### Task inputs
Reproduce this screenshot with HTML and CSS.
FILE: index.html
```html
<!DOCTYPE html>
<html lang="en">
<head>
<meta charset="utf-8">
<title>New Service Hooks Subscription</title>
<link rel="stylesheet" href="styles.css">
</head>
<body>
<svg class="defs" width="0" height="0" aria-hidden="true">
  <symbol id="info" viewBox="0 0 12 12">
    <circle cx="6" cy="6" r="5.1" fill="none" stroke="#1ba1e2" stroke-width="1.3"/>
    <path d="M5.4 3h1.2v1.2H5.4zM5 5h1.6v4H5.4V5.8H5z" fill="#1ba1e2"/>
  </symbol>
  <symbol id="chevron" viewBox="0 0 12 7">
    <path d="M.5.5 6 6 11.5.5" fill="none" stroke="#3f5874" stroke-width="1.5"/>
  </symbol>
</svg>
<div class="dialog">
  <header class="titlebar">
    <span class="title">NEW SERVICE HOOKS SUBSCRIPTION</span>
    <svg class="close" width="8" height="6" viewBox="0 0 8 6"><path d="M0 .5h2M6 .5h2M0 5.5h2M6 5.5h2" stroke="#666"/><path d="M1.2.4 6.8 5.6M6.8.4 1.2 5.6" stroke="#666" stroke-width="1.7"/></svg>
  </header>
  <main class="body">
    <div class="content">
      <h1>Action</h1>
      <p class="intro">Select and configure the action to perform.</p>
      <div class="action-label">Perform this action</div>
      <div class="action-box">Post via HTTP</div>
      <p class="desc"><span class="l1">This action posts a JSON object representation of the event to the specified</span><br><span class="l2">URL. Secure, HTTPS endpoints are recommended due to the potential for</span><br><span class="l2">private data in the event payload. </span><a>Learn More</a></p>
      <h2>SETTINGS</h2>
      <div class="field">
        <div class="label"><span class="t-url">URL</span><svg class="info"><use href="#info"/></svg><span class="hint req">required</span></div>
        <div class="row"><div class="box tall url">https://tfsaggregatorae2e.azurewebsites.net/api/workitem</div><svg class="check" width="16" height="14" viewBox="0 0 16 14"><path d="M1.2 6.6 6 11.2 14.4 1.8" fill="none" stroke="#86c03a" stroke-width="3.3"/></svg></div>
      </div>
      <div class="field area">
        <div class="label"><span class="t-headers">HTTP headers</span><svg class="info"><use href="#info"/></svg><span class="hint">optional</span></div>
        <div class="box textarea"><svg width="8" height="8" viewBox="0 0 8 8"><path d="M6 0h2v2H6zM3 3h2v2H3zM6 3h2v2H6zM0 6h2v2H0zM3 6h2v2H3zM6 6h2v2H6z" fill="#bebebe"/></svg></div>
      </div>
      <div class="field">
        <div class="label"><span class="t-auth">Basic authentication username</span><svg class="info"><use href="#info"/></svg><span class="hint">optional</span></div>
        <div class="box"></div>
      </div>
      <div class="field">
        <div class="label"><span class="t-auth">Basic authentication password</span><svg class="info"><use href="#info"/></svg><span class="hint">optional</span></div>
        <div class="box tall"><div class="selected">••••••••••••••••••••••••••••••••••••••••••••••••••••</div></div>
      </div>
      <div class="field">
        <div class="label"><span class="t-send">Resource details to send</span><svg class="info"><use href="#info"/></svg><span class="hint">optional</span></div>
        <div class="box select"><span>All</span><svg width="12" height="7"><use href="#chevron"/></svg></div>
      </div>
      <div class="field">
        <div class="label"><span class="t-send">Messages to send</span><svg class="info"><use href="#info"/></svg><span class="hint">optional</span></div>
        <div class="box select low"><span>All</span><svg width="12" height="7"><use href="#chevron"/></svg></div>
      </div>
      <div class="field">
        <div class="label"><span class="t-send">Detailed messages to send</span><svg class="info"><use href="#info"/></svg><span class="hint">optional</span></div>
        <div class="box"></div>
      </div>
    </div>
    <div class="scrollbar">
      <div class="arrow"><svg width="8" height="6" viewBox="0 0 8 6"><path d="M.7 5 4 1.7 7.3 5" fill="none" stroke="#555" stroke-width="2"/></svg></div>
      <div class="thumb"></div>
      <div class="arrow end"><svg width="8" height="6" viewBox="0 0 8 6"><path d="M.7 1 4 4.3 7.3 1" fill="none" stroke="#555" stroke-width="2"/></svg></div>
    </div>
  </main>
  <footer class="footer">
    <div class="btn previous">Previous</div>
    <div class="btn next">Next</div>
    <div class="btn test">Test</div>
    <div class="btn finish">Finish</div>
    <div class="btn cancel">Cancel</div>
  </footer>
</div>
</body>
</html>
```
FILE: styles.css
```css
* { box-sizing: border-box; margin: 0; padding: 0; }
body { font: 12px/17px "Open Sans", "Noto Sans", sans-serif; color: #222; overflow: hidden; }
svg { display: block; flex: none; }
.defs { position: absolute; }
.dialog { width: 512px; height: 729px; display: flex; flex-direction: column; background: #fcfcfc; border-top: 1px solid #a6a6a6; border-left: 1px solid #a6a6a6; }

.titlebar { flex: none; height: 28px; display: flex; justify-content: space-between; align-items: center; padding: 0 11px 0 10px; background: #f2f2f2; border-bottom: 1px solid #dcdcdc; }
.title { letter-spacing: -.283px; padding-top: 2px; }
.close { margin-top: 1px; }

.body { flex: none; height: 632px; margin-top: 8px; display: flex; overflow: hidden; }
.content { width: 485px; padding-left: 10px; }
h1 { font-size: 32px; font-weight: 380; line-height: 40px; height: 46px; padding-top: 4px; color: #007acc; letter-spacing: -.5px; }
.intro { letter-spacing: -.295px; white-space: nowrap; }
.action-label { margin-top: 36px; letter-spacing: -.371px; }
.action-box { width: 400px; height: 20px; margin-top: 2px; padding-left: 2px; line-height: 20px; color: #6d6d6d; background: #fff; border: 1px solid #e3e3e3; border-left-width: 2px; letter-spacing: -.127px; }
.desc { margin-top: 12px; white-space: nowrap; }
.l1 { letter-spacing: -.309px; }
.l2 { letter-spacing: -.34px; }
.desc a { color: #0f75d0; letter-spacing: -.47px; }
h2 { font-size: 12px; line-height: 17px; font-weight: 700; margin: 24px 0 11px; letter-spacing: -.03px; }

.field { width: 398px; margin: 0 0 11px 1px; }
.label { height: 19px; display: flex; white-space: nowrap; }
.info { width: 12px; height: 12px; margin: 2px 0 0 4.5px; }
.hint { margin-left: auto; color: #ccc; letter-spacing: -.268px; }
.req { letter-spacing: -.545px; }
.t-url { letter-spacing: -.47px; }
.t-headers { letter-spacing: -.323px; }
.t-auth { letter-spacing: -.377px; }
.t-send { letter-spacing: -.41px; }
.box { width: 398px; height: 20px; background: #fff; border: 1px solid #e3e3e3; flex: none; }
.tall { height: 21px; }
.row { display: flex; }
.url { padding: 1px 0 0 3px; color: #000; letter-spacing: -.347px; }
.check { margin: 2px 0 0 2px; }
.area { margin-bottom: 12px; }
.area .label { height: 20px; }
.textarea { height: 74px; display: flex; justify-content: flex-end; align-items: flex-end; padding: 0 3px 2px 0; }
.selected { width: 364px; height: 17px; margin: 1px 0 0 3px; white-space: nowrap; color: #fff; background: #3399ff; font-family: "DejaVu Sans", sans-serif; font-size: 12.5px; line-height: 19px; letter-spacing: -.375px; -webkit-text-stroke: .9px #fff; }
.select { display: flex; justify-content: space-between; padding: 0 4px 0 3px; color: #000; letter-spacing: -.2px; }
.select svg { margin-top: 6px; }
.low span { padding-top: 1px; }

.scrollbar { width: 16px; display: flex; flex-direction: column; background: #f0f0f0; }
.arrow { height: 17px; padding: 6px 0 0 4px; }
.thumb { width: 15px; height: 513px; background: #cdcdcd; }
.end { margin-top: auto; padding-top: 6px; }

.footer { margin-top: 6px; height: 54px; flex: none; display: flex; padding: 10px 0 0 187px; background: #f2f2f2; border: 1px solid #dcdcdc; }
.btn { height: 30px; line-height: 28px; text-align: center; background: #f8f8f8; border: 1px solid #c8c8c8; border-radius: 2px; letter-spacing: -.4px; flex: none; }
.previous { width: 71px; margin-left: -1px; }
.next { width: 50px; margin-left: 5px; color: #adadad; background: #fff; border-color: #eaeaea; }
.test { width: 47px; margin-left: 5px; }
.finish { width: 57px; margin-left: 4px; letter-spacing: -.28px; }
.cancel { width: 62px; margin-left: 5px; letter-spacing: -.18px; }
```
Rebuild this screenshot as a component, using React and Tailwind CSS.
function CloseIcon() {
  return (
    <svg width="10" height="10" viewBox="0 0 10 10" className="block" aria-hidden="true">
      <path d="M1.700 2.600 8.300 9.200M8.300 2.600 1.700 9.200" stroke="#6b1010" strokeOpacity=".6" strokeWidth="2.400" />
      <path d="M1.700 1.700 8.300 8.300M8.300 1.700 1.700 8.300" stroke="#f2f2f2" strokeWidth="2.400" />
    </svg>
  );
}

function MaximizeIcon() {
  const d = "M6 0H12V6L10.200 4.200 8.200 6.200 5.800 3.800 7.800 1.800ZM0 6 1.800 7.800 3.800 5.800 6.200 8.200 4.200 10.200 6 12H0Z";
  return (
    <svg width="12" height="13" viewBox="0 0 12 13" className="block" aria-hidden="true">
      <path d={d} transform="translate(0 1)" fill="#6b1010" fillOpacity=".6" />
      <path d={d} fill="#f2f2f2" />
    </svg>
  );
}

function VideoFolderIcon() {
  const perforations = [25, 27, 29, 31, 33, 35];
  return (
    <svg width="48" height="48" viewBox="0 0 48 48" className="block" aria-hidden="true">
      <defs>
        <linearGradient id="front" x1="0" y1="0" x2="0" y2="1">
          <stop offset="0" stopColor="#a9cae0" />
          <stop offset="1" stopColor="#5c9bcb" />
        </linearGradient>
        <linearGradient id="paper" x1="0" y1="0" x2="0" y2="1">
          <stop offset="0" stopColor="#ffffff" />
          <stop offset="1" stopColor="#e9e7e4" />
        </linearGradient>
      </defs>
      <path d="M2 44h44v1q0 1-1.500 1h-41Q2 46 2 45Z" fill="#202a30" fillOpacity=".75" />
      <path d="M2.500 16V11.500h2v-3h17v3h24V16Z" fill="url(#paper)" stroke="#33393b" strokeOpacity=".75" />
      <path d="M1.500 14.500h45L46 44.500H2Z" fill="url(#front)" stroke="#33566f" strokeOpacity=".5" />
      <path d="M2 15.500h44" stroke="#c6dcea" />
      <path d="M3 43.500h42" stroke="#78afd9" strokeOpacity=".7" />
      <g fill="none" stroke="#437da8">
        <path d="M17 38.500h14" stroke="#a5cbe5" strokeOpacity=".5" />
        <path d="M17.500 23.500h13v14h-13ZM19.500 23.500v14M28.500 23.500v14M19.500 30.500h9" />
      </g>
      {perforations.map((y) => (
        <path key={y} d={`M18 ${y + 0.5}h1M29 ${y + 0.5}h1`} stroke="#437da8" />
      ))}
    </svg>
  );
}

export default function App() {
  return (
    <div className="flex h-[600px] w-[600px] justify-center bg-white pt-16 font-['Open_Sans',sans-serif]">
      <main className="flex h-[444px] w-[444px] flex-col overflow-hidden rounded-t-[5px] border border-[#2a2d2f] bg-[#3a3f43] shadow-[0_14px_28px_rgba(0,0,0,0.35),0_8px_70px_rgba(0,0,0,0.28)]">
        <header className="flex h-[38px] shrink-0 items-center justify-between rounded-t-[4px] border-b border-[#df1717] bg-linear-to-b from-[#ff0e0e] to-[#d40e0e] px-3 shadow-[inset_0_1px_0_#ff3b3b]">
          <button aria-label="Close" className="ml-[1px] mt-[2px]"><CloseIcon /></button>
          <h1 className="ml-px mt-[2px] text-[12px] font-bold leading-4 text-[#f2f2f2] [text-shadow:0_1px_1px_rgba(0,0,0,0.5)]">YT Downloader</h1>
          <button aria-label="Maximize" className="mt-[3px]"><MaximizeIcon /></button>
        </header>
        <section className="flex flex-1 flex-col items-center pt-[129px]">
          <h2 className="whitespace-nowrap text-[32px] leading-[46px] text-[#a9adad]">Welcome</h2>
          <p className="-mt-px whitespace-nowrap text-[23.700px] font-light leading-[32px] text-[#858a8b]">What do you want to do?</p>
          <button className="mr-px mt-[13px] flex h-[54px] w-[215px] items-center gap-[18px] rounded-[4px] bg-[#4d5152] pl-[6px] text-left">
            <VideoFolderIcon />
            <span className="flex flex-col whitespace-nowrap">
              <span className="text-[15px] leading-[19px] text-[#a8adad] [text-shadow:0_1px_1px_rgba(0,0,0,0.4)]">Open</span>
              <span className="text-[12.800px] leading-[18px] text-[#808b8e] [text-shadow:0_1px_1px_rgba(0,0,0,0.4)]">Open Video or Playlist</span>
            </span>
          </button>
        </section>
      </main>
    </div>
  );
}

### Exercise
Report all lines of the data that include the word "screenshot".

### Worked answer
Reproduce this screenshot with HTML and CSS.
Rebuild this screenshot as a component, using React and Tailwind CSS.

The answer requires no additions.